Encourage artists to expand the limits of the imaginable

The Biennial Dream Commission

Experts from the international art world will nominate the shortlisted artists in a two-phase process. The expert jury of curators, artists and museum directors will first select a shortlist of four artists from the nominations, each of which will be invited to submit a short presentation.

Based on these works, the jury will select the final winner to then create the Dream Commission work. As the two-year process concludes, the cycle will begin again. The plan is for the jury to view short works by the selected artists in mid-2020 and for the inaugural Dream Commission to will be unveiled the following year.
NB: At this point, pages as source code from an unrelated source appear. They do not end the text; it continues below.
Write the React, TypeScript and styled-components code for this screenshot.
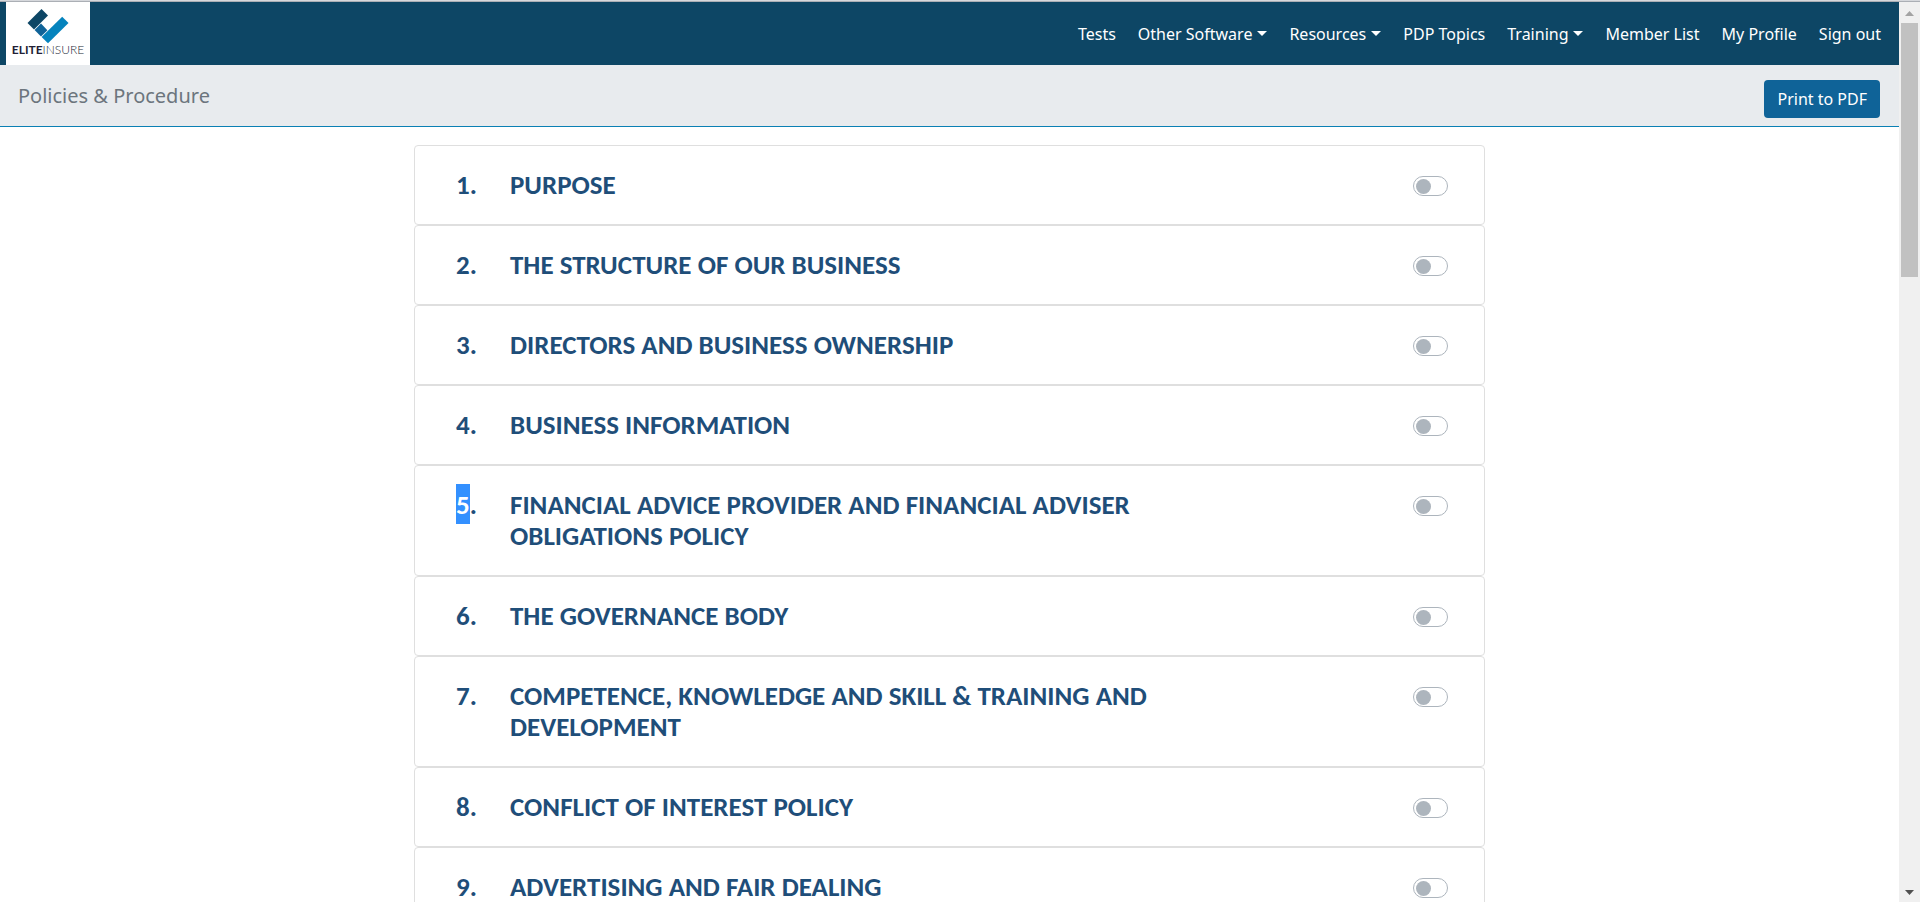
import React from "react";
import styled, { createGlobalStyle } from "styled-components";

const GlobalStyle = createGlobalStyle`
  * { box-sizing: border-box; }
  body {
    margin: 0;
    background: #fff;
    font-family: "Noto Sans", "Open Sans", sans-serif;
    font-size: 16px;
    line-height: 24px;
  }
`;

const Window = styled.div`
  display: grid;
  grid-template-columns: minmax(0, 1fr) 21px;
  height: 100vh;
  overflow: hidden;
  border-top: 1px solid #d6d8dc;
  box-shadow: inset 0 1px #abafb5;
  padding-top: 1px;
`;

const Page = styled.div`
  overflow-y: auto;
  scrollbar-width: none;
`;

const NavBar = styled.header`
  display: flex;
  align-items: center;
  justify-content: space-between;
  height: 63px;
  padding: 0 18px 0 6px;
  background: #0d4665;
`;

const Brand = styled.a`
  display: flex;
  flex-direction: column;
  align-items: center;
  width: 84px;
  height: 63px;
  padding-top: 6px;
  background: #fff;
  color: #221f35;
  text-decoration: none;
`;

const BrandName = styled.span`
  font-family: Lato, sans-serif;
  font-size: 12px;
  line-height: 12px;
  font-weight: 300;
  white-space: nowrap;

  b { font-weight: 700; }
`;

const NavLinks = styled.nav`
  display: flex;
  align-items: center;
  gap: 22px;
`;

const NavLink = styled.a`
  color: #fff;
  text-decoration: none;
  white-space: nowrap;
`;

const NavMenu = styled.button`
  display: flex;
  align-items: center;
  gap: 5px;
  padding: 0;
  border: 0;
  background: none;
  color: #fff;
  font: inherit;
  white-space: nowrap;

  &::after {
    content: "";
    border: 5px solid transparent;
    border-top-color: #fff;
    border-bottom: 0;
  }
`;

const TitleBar = styled.div`
  display: flex;
  align-items: flex-start;
  justify-content: space-between;
  height: 62px;
  padding: 15px 19px 0 18px;
  background: #e8ebee;
  border-bottom: 1px solid #0a80b4;
`;

const PageTitle = styled.h1`
  margin: 0;
  color: #6c757d;
  font-size: 20px;
  line-height: 32px;
  font-weight: 400;
`;

const PrintButton = styled.button`
  height: 38px;
  padding: 0 13px;
  border: 0;
  border-radius: 4px;
  background: #0f6398;
  color: #fff;
  font: inherit;
`;

const PolicyList = styled.main`
  max-width: 1071px;
  margin: 0 auto;
  padding: 18px 0;
`;

const PolicyCard = styled.section`
  display: grid;
  grid-template-columns: 54px minmax(0, 1fr) 35px;
  align-items: start;
  padding: 23px 36px 24px 41px;
  border: 1px solid #dfdfdf;
  border-radius: 4px;
  color: #1f4e79;
  font-family: Carlito, Calibri, "Open Sans", sans-serif;
  font-size: 27px;
  line-height: 31px;
  font-weight: 700;
`;

const PolicyNumber = styled.span`
  white-space: nowrap;
`;

const Highlight = styled.mark`
  padding: 4px 0 3px;
  background: #3390ff;
  color: #fff;
`;

const PolicyTitle = styled.label`
  justify-self: start;
  max-width: 700px;
`;

const Toggle = styled.input`
  appearance: none;
  display: flex;
  align-items: center;
  width: 35px;
  height: 20px;
  margin: 7px 0 0;
  padding: 0 2px;
  border: 1px solid #adb5bd;
  border-radius: 10px;
  background: #fff;

  &::before {
    content: "";
    width: 15px;
    height: 15px;
    border-radius: 50%;
    background: #adb5bd;
  }

  &:checked {
    justify-content: flex-end;
    background: #0f6398;
  }
`;

const ScrollRail = styled.div`
  display: flex;
  flex-direction: column;
  background: #f0f0f0;
`;

const ScrollArrow = styled.svg`
  flex: none;
  width: 21px;
  height: 21px;
`;

const ScrollThumb = styled.div`
  flex: 254 1 0;
  margin: 0 2px;
  background: #c1c1c1;
`;

const ScrollSpace = styled.div`
  flex: 604 1 0;
`;

const navItems = [
  { label: "Tests" },
  { label: "Other Software", menu: true },
  { label: "Resources", menu: true },
  { label: "PDP Topics" },
  { label: "Training", menu: true },
  { label: "Member List" },
  { label: "My Profile" },
  { label: "Sign out" },
];

const policies = [
  "PURPOSE",
  "THE STRUCTURE OF OUR BUSINESS",
  "DIRECTORS AND BUSINESS OWNERSHIP",
  "BUSINESS INFORMATION",
  "FINANCIAL ADVICE PROVIDER AND FINANCIAL ADVISER OBLIGATIONS POLICY",
  "THE GOVERNANCE BODY",
  "COMPETENCE, KNOWLEDGE AND SKILL & TRAINING AND DEVELOPMENT",
  "CONFLICT OF INTEREST POLICY",
  "ADVERTISING AND FAIR DEALING",
];

const selectedNumber = 5;

function BrandMark() {
  return (
    <svg width="42" height="36" viewBox="0 0 42 36" aria-hidden="true">
      <path d="M0.5 15 14.5 1 21 7.5 7 21.5z" fill="#0d4665" />
      <path d="M7.6 22.1 14 15.6 20.4 22.2 14 28.5z" fill="#0f6398" />
      <path d="M14.6 29.1 35.2 8.7 41.5 15 21 35.3z" fill="#0583bd" />
    </svg>
  );
}

export default function App() {
  return (
    <>
      <GlobalStyle />
      <Window>
        <Page>
          <NavBar>
            <Brand href="#home">
              <BrandMark />
              <BrandName><b>ELITE</b>INSURE</BrandName>
            </Brand>
            <NavLinks>
              {navItems.map(({ label, menu }) =>
                menu ? (
                  <NavMenu key={label} type="button" aria-haspopup="menu">{label}</NavMenu>
                ) : (
                  <NavLink key={label} href="#">{label}</NavLink>
                )
              )}
            </NavLinks>
          </NavBar>
          <TitleBar>
            <PageTitle>Policies &amp; Procedure</PageTitle>
            <PrintButton type="button">Print to PDF</PrintButton>
          </TitleBar>
          <PolicyList>
            {policies.map((title, index) => {
              const number = index + 1;
              const id = `policy-${number}`;
              return (
                <PolicyCard key={id}>
                  <PolicyNumber>
                    {number === selectedNumber ? <Highlight>{number}</Highlight> : number}.
                  </PolicyNumber>
                  <PolicyTitle htmlFor={id}>{title}</PolicyTitle>
                  <Toggle id={id} type="checkbox" role="switch" />
                </PolicyCard>
              );
            })}
          </PolicyList>
        </Page>
        <ScrollRail aria-hidden="true">
          <ScrollArrow viewBox="0 0 21 21"><path d="M6 14h9l-4.500-5z" fill="#a3a3a3" /></ScrollArrow>
          <ScrollThumb />
          <ScrollSpace />
          <ScrollArrow viewBox="0 0 21 21"><path d="M6 9h9l-4.500 5z" fill="#505050" /></ScrollArrow>
        </ScrollRail>
      </Window>
    </>
  );
}
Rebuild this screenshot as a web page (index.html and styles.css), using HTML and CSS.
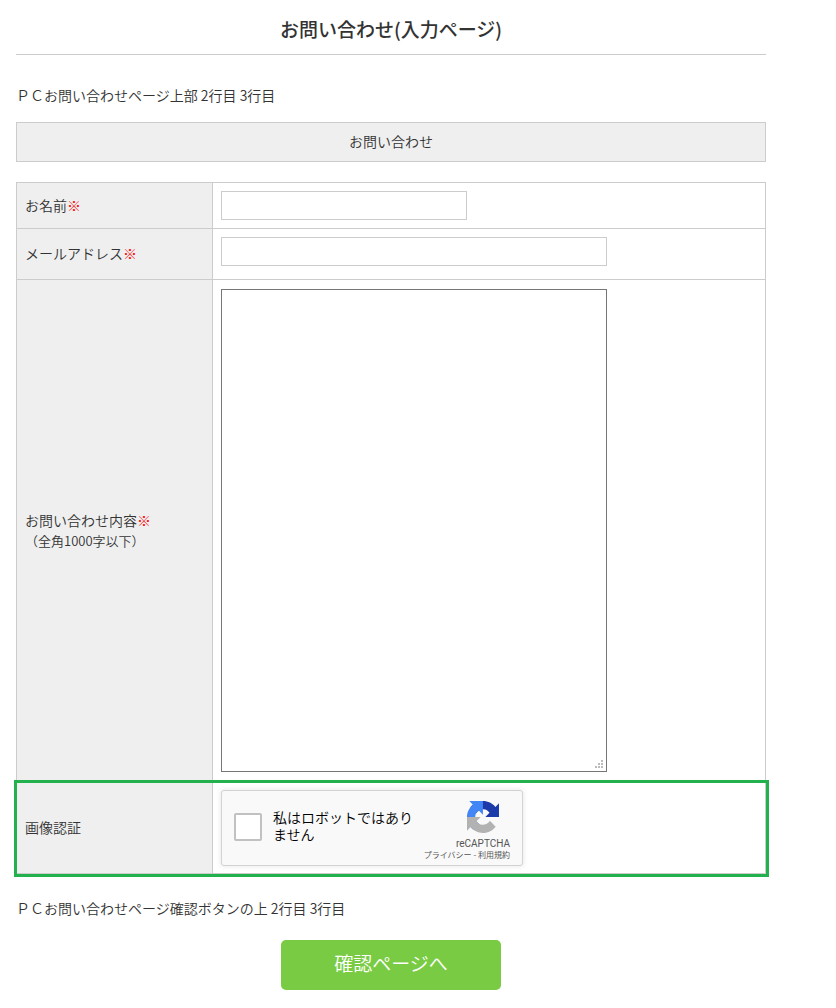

The winning commission, selected from a shortlist nominated by committee of curators, museum directors and artists including Beijing-based Cao Fei, is due to be unveiled in 2021.

The Dream Commission is the flagship initiative of Muse, the company’s new vision for its five-year-old arts programme. As part of Muse, Rolls-Royce is also launching its Spirit of Ecstasy Challenge, which invites artists, industrial designers, architects, fashion designers and craftspeople to reimagine Rolls-Royce’s distinctive bonnet ornament designed by the British sculptor Charles Robinson Sykes. The designs will be revealed in 2020.

Artists previously commissioned for the Rolls-Royce Art Programme include Julien, Tomás Saraceno and Yang Fudong.